Вот идет слободской рабочий, окруженный целым выводком своих ребятишек. Несколько раз он останавливается и берет по очереди на руки то того, то другого малыша, никак не желающих отстать от «тяти». Уже розданы все гостинцы, обещаны все подарки, а ребятишки все бегут за отцом. Наконец, уговаривавшая их мать махнула рукой и кинулась назад – в свой слободской домишко. Наспех захватив кое-что, она возвращается, и уже все вместе они спешат к городским воротам. Помню, как потом я собирал эту детвору на большую скрипучую телегу; дети беззаботно пели песни, смеялись, а вокруг шли понурившись родители…
По дорогам тянулись беженцы, также нагруженные детьми и захваченными впопыхах вещами… Попадались встречные – это были поддавшиеся первой панике и теперь возвращавшиеся обратно. Среди них вижу измученное бессонной ночью доброе лицо старого преподавателя нашего реального училища; он перекрестил меня: «Вы идите, а я не могу уже, болен я, да и стар», – и мы расстались.
Отходящих начали догонять новые волны беженцев, которые рассказывали, что красные уже вошли в крепость и набросились на ближайшие улицы, что они грабят и разбивают лавки, что уже сбросили с колокольни священника и вообще творят разные бесчинства.
Над дорогами, усеянными беженцами, летали немецкие аэропланы. А в голове, как удары молота, раздавались слова проклятий остающихся в городе: «Зачем вы приходили? Вы растоптали нашу веру в вас. Вы хуже большевиков, – те хоть прямо говорят, что идут грабить и убивать нас, вы же говорили, что пришли нас спасать и… обманули… предали нас в руки палачей, а сами трусливо убегаете».
Над головами в смутном сентябрьском небе курлыкали перелетные птицы, наводя на одних горькие думы о только что покинутых гнездах, у других же вызывая надежды на лучшее, в этой притаившейся где-то впереди неизвестности – куда они, шаг за шагом, день за днем, все дальше и дальше уходили от родной реки…
В мою задачу не входит описание спора за власть между Уфимской директорией и Сибирским правительством и затем вступление в единоличную власть Верховного Правителя адмирала Колчака, бывшего до этого времени министром Сибирского правительства.

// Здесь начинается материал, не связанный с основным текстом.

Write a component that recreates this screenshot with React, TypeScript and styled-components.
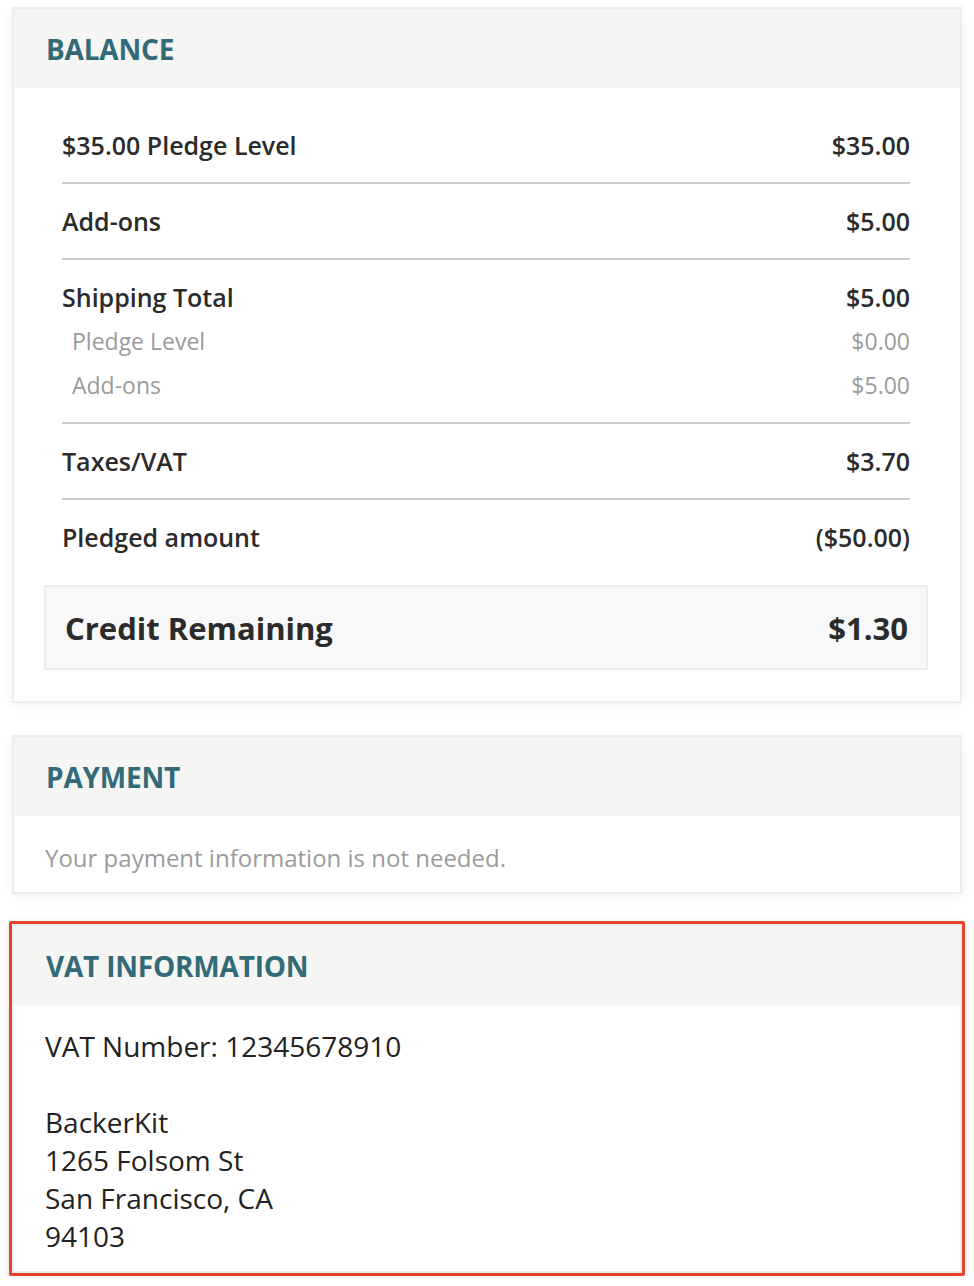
import styled, { createGlobalStyle } from "styled-components";

const GlobalStyle = createGlobalStyle`
  body {
    margin: 0;
    background: #ffffff;
    font-family: "Open Sans", "Noto Sans", sans-serif;
    color: #2b2b2b;
  }
`;

type Line = { label: string; amount: string };

const balanceRows: Line[] = [
  { label: "$35.00 Pledge Level", amount: "$35.00" },
  { label: "Add-ons", amount: "$5.00" },
];

const shippingRows: Line[] = [
  { label: "Pledge Level", amount: "$0.00" },
  { label: "Add-ons", amount: "$5.00" },
];

const App = () => {
  return (
    <>
      <GlobalStyle />
      <Page>
        <Card>
          <CardHeader>Balance</CardHeader>
          <BalanceBody>
            {balanceRows.map((row) => (
              <Row key={row.label} $divider>
                <LineItem>
                  <span>{row.label}</span>
                  <span>{row.amount}</span>
                </LineItem>
              </Row>
            ))}
            <Row $divider>
              <LineItem>
                <span>Shipping Total</span>
                <span>$5.00</span>
              </LineItem>
              {shippingRows.map((row) => (
                <SubItem key={row.label}>
                  <span>{row.label}</span>
                  <span>{row.amount}</span>
                </SubItem>
              ))}
            </Row>
            <Row $divider>
              <LineItem>
                <span>Taxes/VAT</span>
                <span>$3.70</span>
              </LineItem>
            </Row>
            <Row>
              <LineItem>
                <span>Pledged amount</span>
                <span>($50.00)</span>
              </LineItem>
            </Row>
            <TotalBox>
              <span>Credit Remaining</span>
              <span>$1.30</span>
            </TotalBox>
          </BalanceBody>
        </Card>

        <Card>
          <CardHeader>Payment</CardHeader>
          <MutedBody>Your payment information is not needed.</MutedBody>
        </Card>

        <Highlight>
          <Card>
            <CardHeader>VAT Information</CardHeader>
            <AddressBody>
              <p>VAT Number: 12345678910</p>
              <p>
                BackerKit
                <br />
                1265 Folsom St
                <br />
                San Francisco, CA
                <br />
                94103
              </p>
            </AddressBody>
          </Card>
        </Highlight>
      </Page>
    </>
  );
};

export default App;

const Page = styled.div`
  display: flex;
  flex-direction: column;
  gap: 32px;
  padding: 7px 12px 0 12px;
  width: 950px;
`;

const Card = styled.section`
  background: #fff;
  border: 2px solid #ededed;
  box-shadow: 0 3px 12px rgba(0, 0, 0, 0.05);
`;

const CardHeader = styled.h2`
  display: flex;
  align-items: center;
  height: 79px;
  margin: 0;
  padding: 0 32px;
  background: #f5f5f3;
  color: #336a78;
  font-size: 28px;
  font-weight: 700;
  text-transform: uppercase;
  letter-spacing: -0.2px;
`;

const BalanceBody = styled.div`
  padding: 20px 32px 31px 30px;
`;

const Row = styled.div<{ $divider?: boolean }>`
  margin: 0 18px;
  padding: 20px 0;
  border-bottom: ${({ $divider }) => ($divider ? "2px solid #cccccc" : "none")};
`;

const LineItem = styled.div`
  display: flex;
  justify-content: space-between;
  font-size: 25px;
  font-weight: 600;
  line-height: 34px;
  color: #2b2b2b;
`;

const SubItem = styled.div`
  display: flex;
  justify-content: space-between;
  margin-top: 10px;
  padding-left: 10px;
  font-size: 23px;
  line-height: 34px;
  color: #9b9b9b;
`;

const TotalBox = styled.div`
  display: flex;
  justify-content: space-between;
  align-items: center;
  margin-top: 11px;
  height: 81px;
  padding: 0 18px 0 19px;
  background: #f8f8f8;
  border: 2px solid #ededed;
  font-size: 31px;
  font-weight: 700;
  color: #2b2b2b;
`;

const MutedBody = styled.p`
  margin: 0;
  padding: 26px 31px 18px;
  font-size: 24px;
  line-height: 32px;
  color: #9b9b9b;
`;

const Highlight = styled.div`
  margin: -5px -3px 0;
  border: 3px solid #e4432c;
  border-radius: 2px;
  box-shadow: 0 2px 6px rgba(0, 0, 0, 0.15);

  ${Card} {
    box-shadow: none;
  }
`;

const AddressBody = styled.div`
  padding: 22px 31px 16px;
  font-size: 28px;
  line-height: 38px;
  color: #222;

  p {
    margin: 0 0 38px;
  }

  p:last-child {
    margin: 0;
  }
`;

Роль чехов и отношение их к этим событиям вкратце такова. Попытка «учредиловцев» утвердить свою власть чешскими штыками не удалась. Чехи поддерживали их открыто до тех пор, пока было возможно. Возможность эта прекратилась по той простой причине, что некого стало поддерживать, ибо твердая власть оказалась в руках не-социалистов. Товарищи эсеры побежали было жаловаться чехам, но русская национальная власть оказалась выше возможности поставить ей какие-либо ультиматумы. Власть эта тотчас же принялась за укрепление русской военной силы, не переставая в то же время считать чешских легионеров своими союзниками. Чехи объявили, что вопрос власти их не касается и что они не вмешиваются во внутренние русские дела. Что иного оставалось сказать после того, как вмешательство, и очень даже серьезное, потерпело неудачу? Отсюда начинается второй, прозаический период пребывания чехословаков в Сибири. Они сильно рассердились на «реакционного адмирала» Колчака и так и не могли простить ему его самого до тех пор, пока не выдали его большевикам. В дальнейшем мы увидим, в каком тесном единении с чехословацкими легионерами проходила вся борьба эсеров с властью адмирала Колчака и чем борьба эта закончилась.